Cette note explique d’une façon définitive l’évolution politique de Victor Hugo ; comme il le dit ailleurs, il n’est devenu républicain que lorsqu’il a vu la République étranglée et l’empire établi. En 1848, il n’est que spectateur attentif, observant « dans un étrange état d’esprit » les événements et les relatant jour par jour ; comme il le dira en janvier 1849, il « tâte le pouls à la situation », recueillant çà et là dans l’Assemblée, dans les salons, dans la rue, dans les réunions publiques, les symptômes alarmants ou rassurants et surtout les différents « états d’âmes » des diverses classes de la société. Toute une série de croquis pris à l’Assemblée nationale complète le récit des événements par le portrait de ceux qui les font ou qui les subissent et donne un relief saisissant à cette histoire en marge de l’Histoire, peut-être plus vraie, parce qu’elle nous montre les hommes politiques pris pour ainsi dire en instantanés, dépouillés du masque dont les couvre le respect humain ou l’hypocrisie.

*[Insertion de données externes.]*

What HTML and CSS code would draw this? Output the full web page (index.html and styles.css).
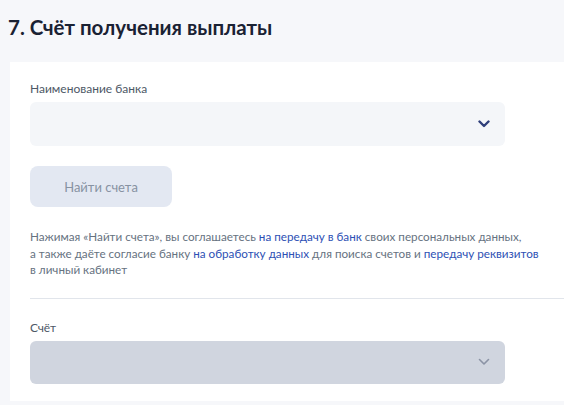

Les deux volumes de Choses vues, parus le premier en 1887, le deuxième en 1900, furent une révélation pour ceux-là mêmes qui connaissaient le mieux l’œuvre du poète ; on trouva là un Victor Hugo familier, intime, moderne, passé maître dans l’art de présenter les grands et menus faits, ceux qui sont en marge des événements, et qui éclairent et complètent l’Histoire.


Nous remettons au tome II de Choses vues la publication de la Revue de la critique et des notices bibliographique et iconographique.



  1. Les Rayons et les Ombres (À Louis-Philippe).
  2. Origine de Fantine.
  3. Le bord du papier se trouvant arraché, les trois dernières lettres du titre de ce journal manquent, ainsi que le mot que nous laissons en blanc.